An immediate talking point at the Ulster Orchestra's rehearsal, was The iPads. Everyone in the orchestra was playing off them - proper iPad music stands, with attendant digital gear to pencil in markings and turn pages. I knew this was coming, but didn't expect that my first experience of whole-orchestra technology would be in Belfast's beautiful Ulster Hall (built 1859.)
The UO are early adopters of the technology, having initially taken it up during the Covid period, but then realised how useful it was; for instance, allowing rehearsal markings to be sent immediately through the section (by whom, wasn't quite clear to me yet.) I can also imagine that some string players may be happy to play off a personal part, turned at the moment of their choice (!) An undoubted advantage is that parts can so easily be sent out for prior view to everyone before rehearsals start, and not mislaid afterwards.

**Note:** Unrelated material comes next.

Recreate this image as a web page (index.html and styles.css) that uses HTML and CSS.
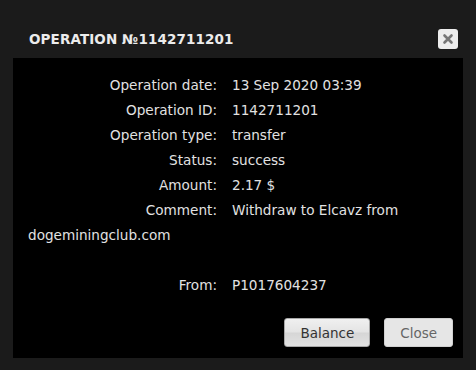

Faced with all that, I could hardly argue; but nevertheless feared that a whole era of orchestral life will disappear with those dog-eared orchestral part sets, along with the many markings , musical and not, within them.
I was here for my recent piece New Every Morning, which received a fine, warm-hearted performance under Angus Webster. The piece had been written for an amateur group, the New Edinburgh Orchestra, and my happiest take-away on the day was that the music had transferred to a professional context with no issues at all. The Belfast concert was a BBC production, and a Radio 3 recording will appear soon.